Following Saturday's town hall in the 43rd district, House Speaker Frank Chopp (D-43) sat down with students from the University of Washington—who had shown up in full force to make the case for higher ed funding—and deflected their assault by laying out a “How To” guide to save the UW, which faces serious financial problems this year.

The University has been on a steady decline in state funding for years, with a 7.3 percent decline in public baccalaureate funding over the past ten years, leading students to point out that it's  not just the current economy that’s hurting the UW. At the same time, the cost of attending the University has gone up disproportionately to inflation—it went up 14 percent last year an $875 increase on average and it's going up 14 percent this year, leaving many students struggling with multiple jobs to keep up.

“When I was growing up, I could easily work my whole way through school on one job, students now are working two or three jobs and sometimes that’s still not enough,” says one UW alum.

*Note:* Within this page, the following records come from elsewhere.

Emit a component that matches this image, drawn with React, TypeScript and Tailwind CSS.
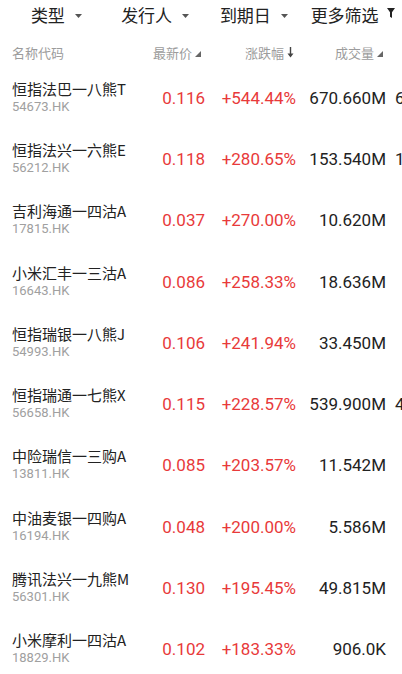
import React from 'react'

interface Warrant {
    name: string
    code: string
    price: string
    change: string
    volume: string
    more?: string
}

const warrants: Warrant[] = [
    { name: '恒指法巴一八熊T', code: '54673.HK', price: '0.116', change: '+544.44%', volume: '670.660M', more: '6' },
    { name: '恒指法兴一六熊E', code: '56212.HK', price: '0.118', change: '+280.65%', volume: '153.540M', more: '1' },
    { name: '吉利海通一四沽A', code: '17815.HK', price: '0.037', change: '+270.00%', volume: '10.620M' },
    { name: '小米汇丰一三沽A', code: '16643.HK', price: '0.086', change: '+258.33%', volume: '18.636M' },
    { name: '恒指瑞银一八熊J', code: '54993.HK', price: '0.106', change: '+241.94%', volume: '33.450M' },
    { name: '恒指瑞通一七熊X', code: '56658.HK', price: '0.115', change: '+228.57%', volume: '539.900M', more: '4' },
    { name: '中险瑞信一三购A', code: '13811.HK', price: '0.085', change: '+203.57%', volume: '11.542M' },
    { name: '中油麦银一四购A', code: '16194.HK', price: '0.048', change: '+200.00%', volume: '5.586M' },
    { name: '腾讯法兴一九熊M', code: '56301.HK', price: '0.130', change: '+195.45%', volume: '49.815M' },
    { name: '小米摩利一四沽A', code: '18829.HK', price: '0.102', change: '+183.33%', volume: '906.0K' },
]

const cjk = "font-['Noto_Sans_CJK_SC',sans-serif]"
const num = "font-['Roboto','Noto_Sans_CJK_SC',sans-serif]"

function Caret() {
    return (
        <svg width="7" height="4" viewBox="0 0 7 4" className="ml-[10px] mt-[2px]">
            <path d="M0 0H7L3.5 4Z" fill="#555" />
        </svg>
    )
}

function Funnel() {
    return (
        <svg width="8" height="10" viewBox="0 0 8 10" className="ml-[8px] -mt-[4px]">
            <path d="M0 0H8L5 4.2V10L3 8.8V4.2Z" fill="#222" />
        </svg>
    )
}

function SortCorner() {
    return (
        <svg width="6" height="6" viewBox="0 0 6 6" className="ml-[3px] mt-[7px]">
            <path d="M6 0V6H0Z" fill="#666" />
        </svg>
    )
}

function SortDown() {
    return (
        <svg width="7" height="11" viewBox="0 0 7 11" className="ml-[3px] mt-[3px]">
            <path d="M3.5 0V9" stroke="#444" strokeWidth="1.4" />
            <path d="M0.5 6.5L3.5 10.5L6.5 6.5Z" fill="#444" />
        </svg>
    )
}

export default function App() {
    return (
        <div className={`w-full min-h-[674px] bg-white overflow-hidden ${cjk}`}>
            {/* Filters */}
            <div className="h-[29px] flex pl-[7px] text-[17px] leading-[29px] text-[#222]">
                {['类型', '发行人', '到期日'].map(label => (
                    <div key={label} className="flex-1 flex items-center justify-center">
                        <span>{label}</span>
                        <Caret />
                    </div>
                ))}
                <div className="flex-1 flex items-center justify-center">
                    <span>更多筛选</span>
                    <Funnel />
                </div>
            </div>

            {/* Column header */}
            <div className="h-[38px] pt-[15px] pl-3 grid grid-cols-[138px_55px_91px_90px_1fr] text-[13px] leading-[18px] text-[#9c9c9c]">
                <div>名称代码</div>
                <div className="flex justify-end pr-[4px]">
                    <span>最新价</span>
                    <SortCorner />
                </div>
                <div className="flex justify-end pr-[2px]">
                    <span>涨跌幅</span>
                    <SortDown />
                </div>
                <div className="flex justify-end pr-[3px]">
                    <span>成交量</span>
                    <SortCorner />
                </div>
                <div />
            </div>

            {/* Rows */}
            {warrants.map(w => (
                <div key={w.code} className="h-[61.3px] pl-3 grid grid-cols-[138px_55px_91px_90px_1fr] items-center">
                    <div className="flex flex-col -mt-[2px]">
                        <span className="text-[15px] leading-[19px] text-[#222] whitespace-nowrap">{w.name}</span>
                        <span className={`${num} text-[13px] leading-[17px] text-[#a0a0a0]`}>{w.code}</span>
                    </div>
                    <div className={`${num} text-[17px] leading-[22px] text-right text-[#e83a3a]`}>{w.price}</div>
                    <div className={`${num} text-[17px] leading-[22px] text-right text-[#e83a3a] whitespace-nowrap`}>{w.change}</div>
                    <div className={`${num} text-[17px] leading-[22px] text-right text-[#222] whitespace-nowrap`}>{w.volume}</div>
                    <div className={`${num} text-[17px] leading-[22px] pl-[9px] text-[#222] whitespace-nowrap`}>{w.more ?? ''}</div>
                </div>
            ))}
        </div>
    )
}
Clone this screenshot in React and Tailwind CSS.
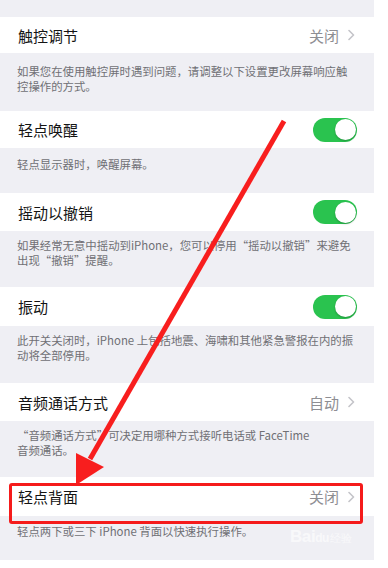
import React from "react";

const FONT = "font-['Noto_Sans_CJK_SC','Noto_Sans',sans-serif]";

function Chevron() {
  return (
    <svg width="7" height="12" viewBox="0 0 7 12" className="ml-[9px]">
      <path d="M1 1.5 L5.5 6 L1 10.5" fill="none" stroke="#c4c4c9" strokeWidth="1.6" strokeLinecap="round" strokeLinejoin="round" />
    </svg>
  );
}

function Toggle() {
  return (
    <div className="w-[44px] h-[24px] rounded-full bg-[#2ac34f] flex items-center justify-end pr-[1.5px]">
      <div className="w-[21px] h-[21px] rounded-full bg-white shadow-[0_1px_2px_rgba(0,0,0,0.25)]" />
    </div>
  );
}

function Row({ title, value, toggle, h }) {
  return (
    <div className={`bg-white flex items-center justify-between pl-[18px] pr-[17px] ${h}`}>
      <span className="text-[15px] text-[#141414] leading-none">{title}</span>
      {toggle ? (
        <Toggle />
      ) : (
        <div className="flex items-center pr-[2px]">
          <span className="text-[15px] text-[#8e8e93] leading-none">{value}</span>
          <Chevron />
        </div>
      )}
    </div>
  );
}

function Footer({ lines, cls }) {
  return (
    <div className={`pl-[17px] text-[11.4px] leading-[15px] text-[#707075] whitespace-nowrap ${cls}`}>
      {lines.map((l, i) => (
        <div key={i}>{l}</div>
      ))}
    </div>
  );
}

export default function App() {
  return (
    <div className={`relative w-[388px] h-[568px] bg-white overflow-hidden ${FONT}`}>
      <div className="w-[374px] h-[560px] bg-[#efeff4] flex flex-col pt-[17px]">
        <Row title="触控调节" value="关闭" h="h-[36px]" />
        <Footer
          cls="pt-[11px] pb-[17px]"
          lines={["如果您在使用触控屏时遇到问题，请调整以下设置更改屏幕响应触", "控操作的方式。"]}
        />
        <Row title="轻点唤醒" toggle h="h-[37px]" />
        <Footer cls="pt-[9px] pb-[21px]" lines={["轻点显示器时，唤醒屏幕。"]} />
        <Row title="摇动以撤销" toggle h="h-[38px]" />
        <Footer
          cls="pt-[7px] pb-[19px]"
          lines={["如果经常无意中摇动到iPhone，您可以停用“摇动以撤销”来避免", "出现“撤销”提醒。"]}
        />
        <Row title="振动" toggle h="h-[39px]" />
        <Footer
          cls="pt-[7px] pb-[20px]"
          lines={["此开关关闭时，iPhone 上包括地震、海啸和其他紧急警报在内的振", "动将全部停用。"]}
        />
        <Row title="音频通话方式" value="自动" h="h-[38px]" />
        <Footer
          cls="pt-[7px] pb-[19px]"
          lines={["“音频通话方式”可决定用哪种方式接听电话或 FaceTime", "音频通话。"]}
        />
        <Row title="轻点背面" value="关闭" h="h-[39px]" />
        <Footer cls="pt-[8px]" lines={["轻点两下或三下 iPhone 背面以快速执行操作。"]} />
      </div>

      <div className="absolute left-[290px] top-[524px] text-[17px] font-bold text-white/60 tracking-tight font-['Liberation_Sans',sans-serif]">
        Bai<span className="text-[12px]">du</span><span className="text-[11px] font-normal ml-[1px]">经验</span>
      </div>

      <div className="absolute left-[9px] top-[483px] w-[354px] h-[41px] border-[3.5px] border-[#f51b1b] rounded-[3px]" />

      <svg className="absolute left-0 top-0" width="388" height="568" viewBox="0 0 388 568">
        <line x1="284" y1="121" x2="90" y2="459" stroke="#f81e1e" strokeWidth="5" />
        <polygon points="76,485 76,453 104,467" fill="#f81e1e" />
      </svg>
    </div>
  );
}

Add to that: Last year’s 26 percent budget cut from the legislature, (one of the largest cuts to a University in the country); the upcoming tuition hikes—the Senate passed a bill and sent it to the House that takes tuition authority away from the state (where legislators might feel some accountablity to students) and gives it to the University—and the UW's accessibility to middle and low income families is on shaky footing.

According to Chopp, one of UW’s first tasks should be attracting community support, advertising the University’s place as the number one employer in the Seattle area. “You have to talk about the number of jobs created [and] the innovation from those jobs. They [Seattle residents] want jobs and opportunities,” Chopp said.

Next on the Speaker’s list was UW leadership’s salaries. Ask any student on the UW campus and you’ll get an opinion on UW President Mark Emmert’s six figure salary. Speaker Chopp explained that whether a pay cut on those salaries makes a direct difference on the University’s budget problems is irrelevant, it’s about perception. “It becomes an issue around the state, you want to take my money to pay for that salary?” noted Chopp.

To President Emmert’s credit has agreed to a 5 percent cut on his base salary of $620,000. However, that doesn’t include his deferred salary of $250,000, $23,000 in retirement pay, and $12,000 in car and housing allowances.

Student advocacy, if done right, also has a huge impact at the state level, Chopp said. The student push for changes to the tuition bill won an amendment by Seattle Sen. Ed Murray (D-43) saving funding for the State Need Grant. (The work study program, the only  aid offered to graduate and professional students, is still up in the air.)

“If you ever wonder if any of this makes a difference, it does. The stories of their [students’] own personal family life is very compelling, that solidified support for the State Need Grant,” Chopp said. He went on to explain the need for student advocates to be compelling, as well as have specific examples of why their funding is important. “The State Need Grant was funded in large part because three of them [students] spoke in front of the entire caucus and gave exact reasons why they needed that [the need grant,]” Chopp said.

Governor Gregoire's revised budget also saves the Need Grant, and in fact, when Gregoire gave her State of the State speech in January, she pledged to restore the Need Grant and pulled a "Bill Clinton"—calling attention to Need Grant recipient, Janel Brown, in the audience and telling her story.

But strategic marketing, public relations, and advocacy won’t be enough to stop future cuts. Advocates and activists can only do so much. At some point the legislature has to do something.

Chopp agreed and pointed at one legislative fix that's in play to create new revenue. Currently on the roster in Olympia is Puyallup Senator Jim Kastama’s (D-25) lottery bill, which would redirect state lottery revenue to financial aid programs for higher education. Currently, funds from the lottery are directed to K-12 construction projects, which Chopp didn’t believe pulled community members’ heart strings, “not that many people are going to go to the lottery store because of school construction.” But the idea that a little gambling could give a child a chance at an education? Chopp thought that might do the trick, especially with a slogan he suggested: “Take a chance, give a chance.”

Georgia saw an increase in lottery spending from $20 per person to $90 per person after moving funds towards education. However, as Chopp mentioned, Georgia doesn’t have the casino industry of Washington.